As happy as both the reader and subject of this essay undoubtedly are to hear about my enlightenment (and while I’d be delighted myself to be a Jack Kelly to American Music Club’s James Garner), I’m not operating under the belief that any fair metric of Mark Eitzel’s success is dependent upon my newfound sense of self-worth. Even if I now operate from the baseline of “doing the work” being beautiful in of itself, and further acknowledging that what mass culture considers “success” is the domain almost exclusively populated by jerks and suckers, what Mark Eitzel has created over the years renders such worries and qualifiers moot.
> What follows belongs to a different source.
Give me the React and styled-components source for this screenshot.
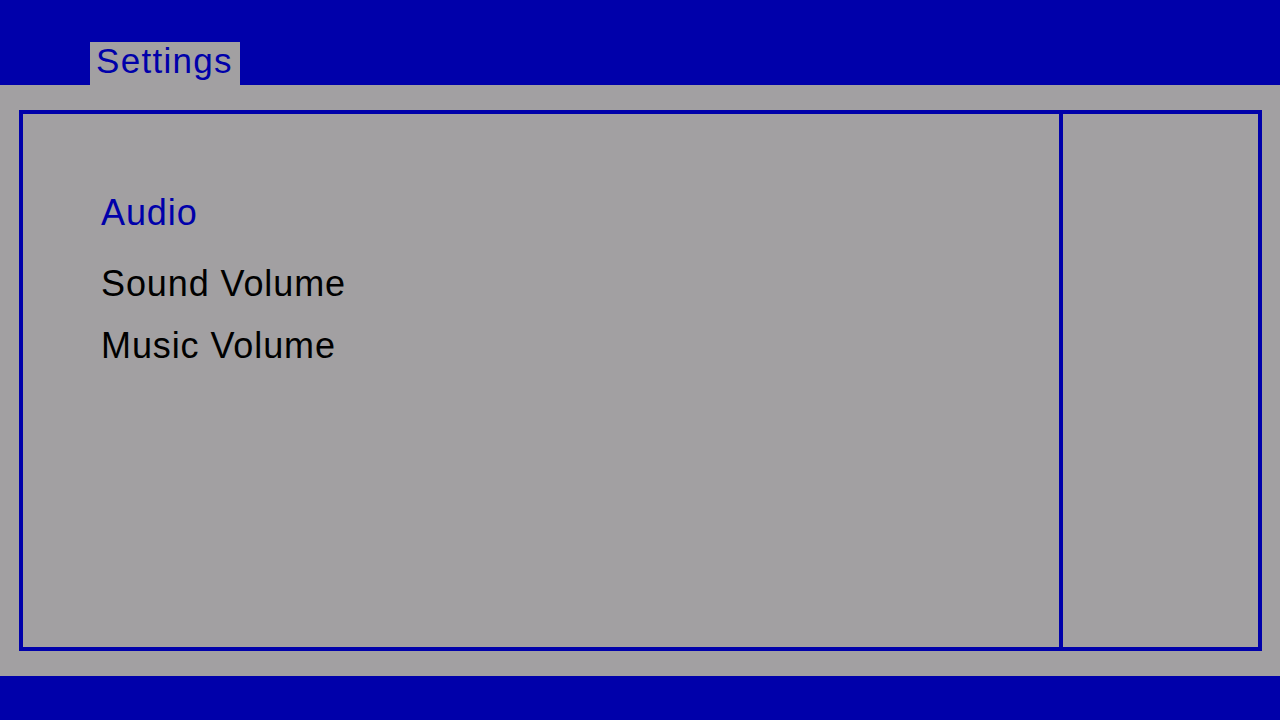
import React from "react";
import styled, { createGlobalStyle } from "styled-components";

const BLUE = "#0000aa";
const GRAY = "#a2a0a2";

const GlobalStyle = createGlobalStyle`
  html, body {
    margin: 0;
    padding: 0;
    background: ${GRAY};
  }

  body {
    font-family: "Liberation Sans", Arial, sans-serif;
  }
`;

const Screen = styled.div`
  display: flex;
  flex-direction: column;
  width: 1280px;
  height: 720px;
  background: ${GRAY};
  overflow: hidden;
`;

const TopBar = styled.header`
  display: flex;
  align-items: flex-end;
  height: 85px;
  padding-left: 90px;
  background: ${BLUE};
  flex-shrink: 0;
`;

const Tab = styled.div`
  width: 150px;
  height: 43px;
  box-sizing: border-box;
  padding: 1px 0 0 6px;
  background: ${GRAY};
  color: ${BLUE};
  font-size: 35px;
  line-height: 36px;
  letter-spacing: 1.3px;
`;

const Main = styled.main`
  flex: 1;
  display: flex;
  padding: 25px 18px 25px 19px;
`;

const Panel = styled.section`
  flex: 1;
  display: flex;
  border: 4px solid ${BLUE};
`;

const Content = styled.div`
  flex: 1;
  padding: 79px 0 0 78px;
`;

const Side = styled.aside`
  width: 195px;
  border-left: 4px solid ${BLUE};
`;

const Heading = styled.div`
  color: ${BLUE};
  font-size: 36px;
  line-height: 40px;
  letter-spacing: 0.9px;
  margin-bottom: 31px;
`;

const Option = styled.div`
  color: #000;
  font-size: 36px;
  line-height: 40px;
  letter-spacing: 0.9px;

  & + & {
    margin-top: 22px;
  }
`;

const BottomBar = styled.footer`
  height: 44px;
  background: ${BLUE};
  flex-shrink: 0;
`;

export default function App() {
  return (
    <>
      <GlobalStyle />
      <Screen>
        <TopBar>
          <Tab>Settings</Tab>
        </TopBar>
        <Main>
          <Panel>
            <Content>
              <Heading>Audio</Heading>
              <Option>Sound Volume</Option>
              <Option>Music Volume</Option>
            </Content>
            <Side />
          </Panel>
        </Main>
        <BottomBar />
      </Screen>
    </>
  );
}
He’s successful by any standard. With only that obstinate fucker, “narrative,” claiming otherwise. But narrative also claims that punk is an inherent virtue, that there’s a meaningful difference between American presidents, and that The Monkees were “fake” while The Rolling Stones were “real.” Narrative is, historically speaking, dumb as a doorbell. Punk is a genre of music, all presidents are mass murderers for whom being lizard people would be a marked improvement, Mick Jagger couldn’t pull off the sugary venom of “Cuddly Toy” on his best day, and Mark Eitzel, the man who semi-famously sang: “for a loser, no one can touch him,” is a goddamned winner. And, through the man’s praiseful, perfect-in-their-fashion, songs of upended loss and inverted transcendence, any and all of us, in one way or the other, might be winners too.